**DATA PROVIDED:**

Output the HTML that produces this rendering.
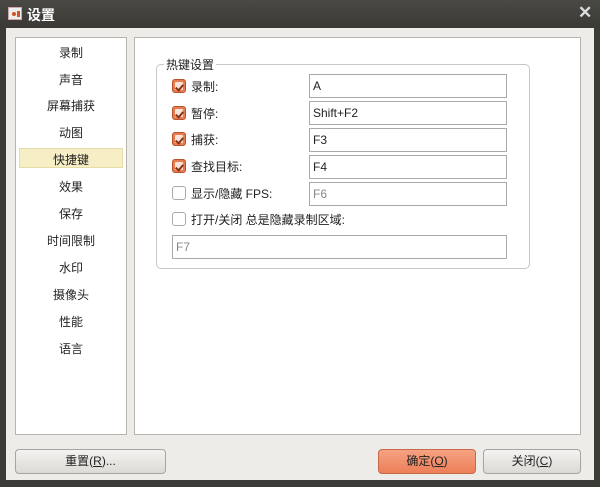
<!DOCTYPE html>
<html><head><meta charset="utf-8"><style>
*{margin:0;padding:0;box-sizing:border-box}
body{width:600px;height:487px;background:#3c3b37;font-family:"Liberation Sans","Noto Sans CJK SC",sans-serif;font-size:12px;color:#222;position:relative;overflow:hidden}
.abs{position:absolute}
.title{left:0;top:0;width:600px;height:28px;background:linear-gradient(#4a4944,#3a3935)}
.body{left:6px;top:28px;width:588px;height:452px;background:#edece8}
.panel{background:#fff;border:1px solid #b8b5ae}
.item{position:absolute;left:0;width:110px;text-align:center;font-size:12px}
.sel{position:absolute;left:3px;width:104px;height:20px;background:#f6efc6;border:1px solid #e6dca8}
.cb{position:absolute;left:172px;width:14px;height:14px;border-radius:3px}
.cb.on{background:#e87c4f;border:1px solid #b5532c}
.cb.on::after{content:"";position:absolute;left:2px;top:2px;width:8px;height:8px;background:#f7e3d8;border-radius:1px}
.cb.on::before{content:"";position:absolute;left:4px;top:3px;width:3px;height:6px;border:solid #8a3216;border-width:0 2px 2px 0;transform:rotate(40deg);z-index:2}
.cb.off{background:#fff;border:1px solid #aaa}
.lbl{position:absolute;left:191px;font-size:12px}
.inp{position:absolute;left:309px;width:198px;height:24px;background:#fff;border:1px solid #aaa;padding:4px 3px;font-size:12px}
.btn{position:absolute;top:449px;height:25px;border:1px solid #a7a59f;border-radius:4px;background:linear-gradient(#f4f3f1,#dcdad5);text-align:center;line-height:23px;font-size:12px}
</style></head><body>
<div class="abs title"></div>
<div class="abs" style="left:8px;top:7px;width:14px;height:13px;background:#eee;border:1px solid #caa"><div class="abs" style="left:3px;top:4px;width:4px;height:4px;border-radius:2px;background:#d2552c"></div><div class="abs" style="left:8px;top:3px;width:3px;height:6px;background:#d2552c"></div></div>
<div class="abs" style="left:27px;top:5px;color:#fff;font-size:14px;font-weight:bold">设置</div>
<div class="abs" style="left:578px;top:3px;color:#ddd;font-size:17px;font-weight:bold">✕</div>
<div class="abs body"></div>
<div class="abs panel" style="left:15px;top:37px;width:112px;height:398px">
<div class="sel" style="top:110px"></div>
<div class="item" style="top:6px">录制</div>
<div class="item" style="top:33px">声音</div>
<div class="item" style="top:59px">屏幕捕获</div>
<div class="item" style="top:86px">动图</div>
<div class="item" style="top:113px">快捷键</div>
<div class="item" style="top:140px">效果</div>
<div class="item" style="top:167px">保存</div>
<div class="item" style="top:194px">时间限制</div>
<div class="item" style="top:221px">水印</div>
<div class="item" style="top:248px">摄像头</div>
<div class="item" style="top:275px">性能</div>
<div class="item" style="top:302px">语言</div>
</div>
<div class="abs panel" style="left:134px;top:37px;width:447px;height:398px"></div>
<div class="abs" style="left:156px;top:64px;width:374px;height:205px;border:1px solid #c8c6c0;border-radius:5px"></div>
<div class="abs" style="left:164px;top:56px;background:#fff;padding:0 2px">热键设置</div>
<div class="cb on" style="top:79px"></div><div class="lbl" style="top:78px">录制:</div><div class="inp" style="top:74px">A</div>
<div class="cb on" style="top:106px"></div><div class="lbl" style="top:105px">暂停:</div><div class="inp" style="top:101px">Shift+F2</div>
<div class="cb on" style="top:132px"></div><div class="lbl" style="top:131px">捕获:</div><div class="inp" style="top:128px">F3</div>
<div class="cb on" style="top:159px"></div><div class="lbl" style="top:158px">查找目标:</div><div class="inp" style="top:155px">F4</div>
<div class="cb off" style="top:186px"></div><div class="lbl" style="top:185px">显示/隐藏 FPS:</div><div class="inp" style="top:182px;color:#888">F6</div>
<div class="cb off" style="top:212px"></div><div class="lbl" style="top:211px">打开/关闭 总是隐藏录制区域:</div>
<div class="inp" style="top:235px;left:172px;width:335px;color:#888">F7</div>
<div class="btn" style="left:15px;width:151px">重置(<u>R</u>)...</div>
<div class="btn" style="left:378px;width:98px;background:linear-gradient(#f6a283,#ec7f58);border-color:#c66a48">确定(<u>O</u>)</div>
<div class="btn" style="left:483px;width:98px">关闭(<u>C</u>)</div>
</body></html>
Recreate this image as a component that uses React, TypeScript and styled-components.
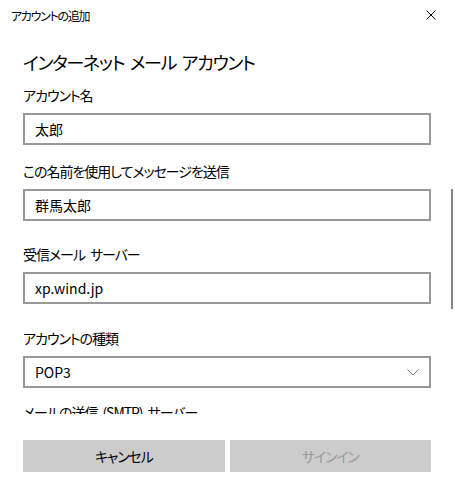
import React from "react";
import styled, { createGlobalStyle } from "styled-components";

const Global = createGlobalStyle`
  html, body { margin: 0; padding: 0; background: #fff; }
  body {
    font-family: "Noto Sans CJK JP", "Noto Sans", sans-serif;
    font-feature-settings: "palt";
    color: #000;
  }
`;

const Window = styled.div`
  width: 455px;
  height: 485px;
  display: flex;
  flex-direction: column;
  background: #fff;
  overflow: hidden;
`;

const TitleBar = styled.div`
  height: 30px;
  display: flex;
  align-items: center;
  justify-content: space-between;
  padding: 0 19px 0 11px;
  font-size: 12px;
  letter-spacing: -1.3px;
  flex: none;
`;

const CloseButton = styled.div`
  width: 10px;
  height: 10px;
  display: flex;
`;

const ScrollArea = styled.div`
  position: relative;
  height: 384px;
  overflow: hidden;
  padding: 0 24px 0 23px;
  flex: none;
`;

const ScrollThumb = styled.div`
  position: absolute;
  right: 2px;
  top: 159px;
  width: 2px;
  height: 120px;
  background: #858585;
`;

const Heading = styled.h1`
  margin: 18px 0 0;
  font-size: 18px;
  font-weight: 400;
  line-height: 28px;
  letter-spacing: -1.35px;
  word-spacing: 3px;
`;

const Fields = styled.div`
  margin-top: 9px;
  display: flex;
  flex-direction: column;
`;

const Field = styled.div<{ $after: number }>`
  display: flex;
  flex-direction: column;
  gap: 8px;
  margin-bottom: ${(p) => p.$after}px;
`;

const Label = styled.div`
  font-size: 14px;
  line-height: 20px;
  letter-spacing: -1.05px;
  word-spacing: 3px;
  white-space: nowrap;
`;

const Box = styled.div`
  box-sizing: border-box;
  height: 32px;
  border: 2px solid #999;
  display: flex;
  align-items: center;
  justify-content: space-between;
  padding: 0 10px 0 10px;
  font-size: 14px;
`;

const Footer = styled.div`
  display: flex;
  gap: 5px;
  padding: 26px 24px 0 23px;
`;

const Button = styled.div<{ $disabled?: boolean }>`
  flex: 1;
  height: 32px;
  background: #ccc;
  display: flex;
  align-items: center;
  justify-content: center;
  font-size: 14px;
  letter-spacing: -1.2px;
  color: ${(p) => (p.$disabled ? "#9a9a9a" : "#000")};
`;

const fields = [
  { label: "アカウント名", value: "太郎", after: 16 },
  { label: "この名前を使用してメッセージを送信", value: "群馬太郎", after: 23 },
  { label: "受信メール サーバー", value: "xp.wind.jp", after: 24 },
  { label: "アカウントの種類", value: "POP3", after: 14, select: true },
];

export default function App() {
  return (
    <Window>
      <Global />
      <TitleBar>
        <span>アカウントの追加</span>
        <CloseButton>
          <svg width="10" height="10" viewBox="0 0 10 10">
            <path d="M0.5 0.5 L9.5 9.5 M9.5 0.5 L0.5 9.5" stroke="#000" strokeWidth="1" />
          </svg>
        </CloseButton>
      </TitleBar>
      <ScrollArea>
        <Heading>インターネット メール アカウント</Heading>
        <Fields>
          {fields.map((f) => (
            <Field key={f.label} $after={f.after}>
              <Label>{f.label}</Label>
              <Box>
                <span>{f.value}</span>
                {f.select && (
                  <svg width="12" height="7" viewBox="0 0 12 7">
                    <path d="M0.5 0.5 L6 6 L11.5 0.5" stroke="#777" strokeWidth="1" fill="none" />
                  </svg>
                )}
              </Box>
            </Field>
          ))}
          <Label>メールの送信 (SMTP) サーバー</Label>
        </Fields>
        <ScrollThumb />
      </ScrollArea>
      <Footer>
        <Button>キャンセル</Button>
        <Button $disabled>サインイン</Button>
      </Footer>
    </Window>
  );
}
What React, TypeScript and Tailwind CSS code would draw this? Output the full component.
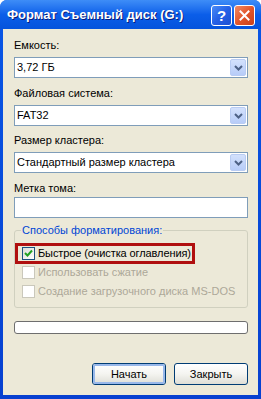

**GIVEN REQUEST:** Copy every line of the listing that contains the word "Output".

**THE RESPONSE:**
Output the HTML that produces this rendering.
What React, TypeScript and Tailwind CSS code would draw this? Output the full component.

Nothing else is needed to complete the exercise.